*EXERCISE PROMPT*.
A faithful transcription of all the data is required.
···
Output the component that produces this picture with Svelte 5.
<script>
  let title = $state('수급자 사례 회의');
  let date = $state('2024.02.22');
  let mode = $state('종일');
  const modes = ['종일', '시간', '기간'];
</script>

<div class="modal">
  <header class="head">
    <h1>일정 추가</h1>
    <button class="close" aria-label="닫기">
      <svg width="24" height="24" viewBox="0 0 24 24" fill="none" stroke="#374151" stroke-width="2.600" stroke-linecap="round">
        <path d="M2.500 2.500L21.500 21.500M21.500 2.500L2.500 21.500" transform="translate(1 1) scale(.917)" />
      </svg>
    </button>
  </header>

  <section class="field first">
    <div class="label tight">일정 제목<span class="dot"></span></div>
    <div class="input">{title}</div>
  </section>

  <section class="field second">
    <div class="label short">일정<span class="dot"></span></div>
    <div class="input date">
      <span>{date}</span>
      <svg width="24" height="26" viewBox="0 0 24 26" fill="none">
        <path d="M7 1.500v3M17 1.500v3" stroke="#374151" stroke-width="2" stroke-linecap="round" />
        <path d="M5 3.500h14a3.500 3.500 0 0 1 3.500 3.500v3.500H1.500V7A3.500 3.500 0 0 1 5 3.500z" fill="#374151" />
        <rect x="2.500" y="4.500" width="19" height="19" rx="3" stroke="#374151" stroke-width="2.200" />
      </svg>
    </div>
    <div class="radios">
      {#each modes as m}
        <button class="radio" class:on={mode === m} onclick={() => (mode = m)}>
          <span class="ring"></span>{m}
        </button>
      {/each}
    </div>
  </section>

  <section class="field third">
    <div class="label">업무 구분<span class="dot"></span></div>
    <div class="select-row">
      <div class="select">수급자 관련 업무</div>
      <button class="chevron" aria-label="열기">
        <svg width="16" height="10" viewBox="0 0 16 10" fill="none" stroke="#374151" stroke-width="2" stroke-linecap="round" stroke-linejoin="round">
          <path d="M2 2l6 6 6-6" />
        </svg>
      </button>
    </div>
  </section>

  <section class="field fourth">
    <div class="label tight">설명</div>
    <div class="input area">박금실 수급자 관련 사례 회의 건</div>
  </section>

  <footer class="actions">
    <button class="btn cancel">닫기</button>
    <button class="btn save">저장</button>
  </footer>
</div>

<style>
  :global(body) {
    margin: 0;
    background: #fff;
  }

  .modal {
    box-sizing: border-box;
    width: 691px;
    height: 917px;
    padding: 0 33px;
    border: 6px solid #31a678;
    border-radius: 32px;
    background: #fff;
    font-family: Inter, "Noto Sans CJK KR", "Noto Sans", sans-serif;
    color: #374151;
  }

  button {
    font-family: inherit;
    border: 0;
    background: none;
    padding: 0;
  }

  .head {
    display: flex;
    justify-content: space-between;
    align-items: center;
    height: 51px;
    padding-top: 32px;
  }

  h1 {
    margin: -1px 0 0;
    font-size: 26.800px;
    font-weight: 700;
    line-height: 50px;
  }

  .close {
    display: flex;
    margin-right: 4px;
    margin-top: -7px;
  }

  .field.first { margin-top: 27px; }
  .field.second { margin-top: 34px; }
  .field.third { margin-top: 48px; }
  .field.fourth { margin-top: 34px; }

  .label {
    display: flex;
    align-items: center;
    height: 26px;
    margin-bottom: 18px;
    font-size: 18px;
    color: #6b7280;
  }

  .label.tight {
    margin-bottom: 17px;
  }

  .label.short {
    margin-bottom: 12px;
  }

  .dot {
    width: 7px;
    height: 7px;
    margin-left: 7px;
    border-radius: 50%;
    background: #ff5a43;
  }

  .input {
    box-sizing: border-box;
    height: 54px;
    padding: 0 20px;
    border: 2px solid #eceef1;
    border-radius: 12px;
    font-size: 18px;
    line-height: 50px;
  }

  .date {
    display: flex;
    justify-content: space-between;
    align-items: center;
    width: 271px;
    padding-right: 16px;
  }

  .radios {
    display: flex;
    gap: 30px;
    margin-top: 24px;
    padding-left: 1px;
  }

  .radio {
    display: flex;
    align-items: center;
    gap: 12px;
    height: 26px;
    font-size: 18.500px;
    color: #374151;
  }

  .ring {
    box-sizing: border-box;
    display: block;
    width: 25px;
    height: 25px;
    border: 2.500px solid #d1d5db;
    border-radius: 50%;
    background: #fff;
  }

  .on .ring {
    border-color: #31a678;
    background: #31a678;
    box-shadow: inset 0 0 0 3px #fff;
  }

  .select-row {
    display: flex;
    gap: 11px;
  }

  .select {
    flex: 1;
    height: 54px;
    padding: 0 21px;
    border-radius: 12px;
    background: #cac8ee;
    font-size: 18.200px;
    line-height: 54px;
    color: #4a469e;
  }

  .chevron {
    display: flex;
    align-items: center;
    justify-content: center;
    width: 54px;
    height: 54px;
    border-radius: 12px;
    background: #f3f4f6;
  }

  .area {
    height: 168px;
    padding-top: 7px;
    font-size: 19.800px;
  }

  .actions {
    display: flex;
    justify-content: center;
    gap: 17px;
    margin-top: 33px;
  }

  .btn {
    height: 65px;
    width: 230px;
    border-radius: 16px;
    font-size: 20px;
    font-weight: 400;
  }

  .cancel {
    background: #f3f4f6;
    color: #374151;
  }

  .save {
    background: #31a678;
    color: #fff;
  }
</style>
···
*RESULT FOR THIS TASK*.
Output the component that produces this picture with Svelte 5.
<script>
  let title = $state('수급자 사례 회의');
  let date = $state('2024.02.22');
  let mode = $state('종일');
  const modes = ['종일', '시간', '기간'];
</script>

<div class="modal">
  <header class="head">
    <h1>일정 추가</h1>
    <button class="close" aria-label="닫기">
      <svg width="24" height="24" viewBox="0 0 24 24" fill="none" stroke="#374151" stroke-width="2.600" stroke-linecap="round">
        <path d="M2.500 2.500L21.500 21.500M21.500 2.500L2.500 21.500" transform="translate(1 1) scale(.917)" />
      </svg>
    </button>
  </header>

  <section class="field first">
    <div class="label tight">일정 제목<span class="dot"></span></div>
    <div class="input">{title}</div>
  </section>

  <section class="field second">
    <div class="label short">일정<span class="dot"></span></div>
    <div class="input date">
      <span>{date}</span>
      <svg width="24" height="26" viewBox="0 0 24 26" fill="none">
        <path d="M7 1.500v3M17 1.500v3" stroke="#374151" stroke-width="2" stroke-linecap="round" />
        <path d="M5 3.500h14a3.500 3.500 0 0 1 3.500 3.500v3.500H1.500V7A3.500 3.500 0 0 1 5 3.500z" fill="#374151" />
        <rect x="2.500" y="4.500" width="19" height="19" rx="3" stroke="#374151" stroke-width="2.200" />
      </svg>
    </div>
    <div class="radios">
      {#each modes as m}
        <button class="radio" class:on={mode === m} onclick={() => (mode = m)}>
          <span class="ring"></span>{m}
        </button>
      {/each}
    </div>
  </section>

  <section class="field third">
    <div class="label">업무 구분<span class="dot"></span></div>
    <div class="select-row">
      <div class="select">수급자 관련 업무</div>
      <button class="chevron" aria-label="열기">
        <svg width="16" height="10" viewBox="0 0 16 10" fill="none" stroke="#374151" stroke-width="2" stroke-linecap="round" stroke-linejoin="round">
          <path d="M2 2l6 6 6-6" />
        </svg>
      </button>
    </div>
  </section>

  <section class="field fourth">
    <div class="label tight">설명</div>
    <div class="input area">박금실 수급자 관련 사례 회의 건</div>
  </section>

  <footer class="actions">
    <button class="btn cancel">닫기</button>
    <button class="btn save">저장</button>
  </footer>
</div>

<style>
  :global(body) {
    margin: 0;
    background: #fff;
  }

  .modal {
    box-sizing: border-box;
    width: 691px;
    height: 917px;
    padding: 0 33px;
    border: 6px solid #31a678;
    border-radius: 32px;
    background: #fff;
    font-family: Inter, "Noto Sans CJK KR", "Noto Sans", sans-serif;
    color: #374151;
  }

  button {
    font-family: inherit;
    border: 0;
    background: none;
    padding: 0;
  }

  .head {
    display: flex;
    justify-content: space-between;
    align-items: center;
    height: 51px;
    padding-top: 32px;
  }

  h1 {
    margin: -1px 0 0;
    font-size: 26.800px;
    font-weight: 700;
    line-height: 50px;
  }

  .close {
    display: flex;
    margin-right: 4px;
    margin-top: -7px;
  }

  .field.first { margin-top: 27px; }
  .field.second { margin-top: 34px; }
  .field.third { margin-top: 48px; }
  .field.fourth { margin-top: 34px; }

  .label {
    display: flex;
    align-items: center;
    height: 26px;
    margin-bottom: 18px;
    font-size: 18px;
    color: #6b7280;
  }

  .label.tight {
    margin-bottom: 17px;
  }

  .label.short {
    margin-bottom: 12px;
  }

  .dot {
    width: 7px;
    height: 7px;
    margin-left: 7px;
    border-radius: 50%;
    background: #ff5a43;
  }

  .input {
    box-sizing: border-box;
    height: 54px;
    padding: 0 20px;
    border: 2px solid #eceef1;
    border-radius: 12px;
    font-size: 18px;
    line-height: 50px;
  }

  .date {
    display: flex;
    justify-content: space-between;
    align-items: center;
    width: 271px;
    padding-right: 16px;
  }

  .radios {
    display: flex;
    gap: 30px;
    margin-top: 24px;
    padding-left: 1px;
  }

  .radio {
    display: flex;
    align-items: center;
    gap: 12px;
    height: 26px;
    font-size: 18.500px;
    color: #374151;
  }

  .ring {
    box-sizing: border-box;
    display: block;
    width: 25px;
    height: 25px;
    border: 2.500px solid #d1d5db;
    border-radius: 50%;
    background: #fff;
  }

  .on .ring {
    border-color: #31a678;
    background: #31a678;
    box-shadow: inset 0 0 0 3px #fff;
  }

  .select-row {
    display: flex;
    gap: 11px;
  }

  .select {
    flex: 1;
    height: 54px;
    padding: 0 21px;
    border-radius: 12px;
    background: #cac8ee;
    font-size: 18.200px;
    line-height: 54px;
    color: #4a469e;
  }

  .chevron {
    display: flex;
    align-items: center;
    justify-content: center;
    width: 54px;
    height: 54px;
    border-radius: 12px;
    background: #f3f4f6;
  }

  .area {
    height: 168px;
    padding-top: 7px;
    font-size: 19.800px;
  }

  .actions {
    display: flex;
    justify-content: center;
    gap: 17px;
    margin-top: 33px;
  }

  .btn {
    height: 65px;
    width: 230px;
    border-radius: 16px;
    font-size: 20px;
    font-weight: 400;
  }

  .cancel {
    background: #f3f4f6;
    color: #374151;
  }

  .save {
    background: #31a678;
    color: #fff;
  }
</style>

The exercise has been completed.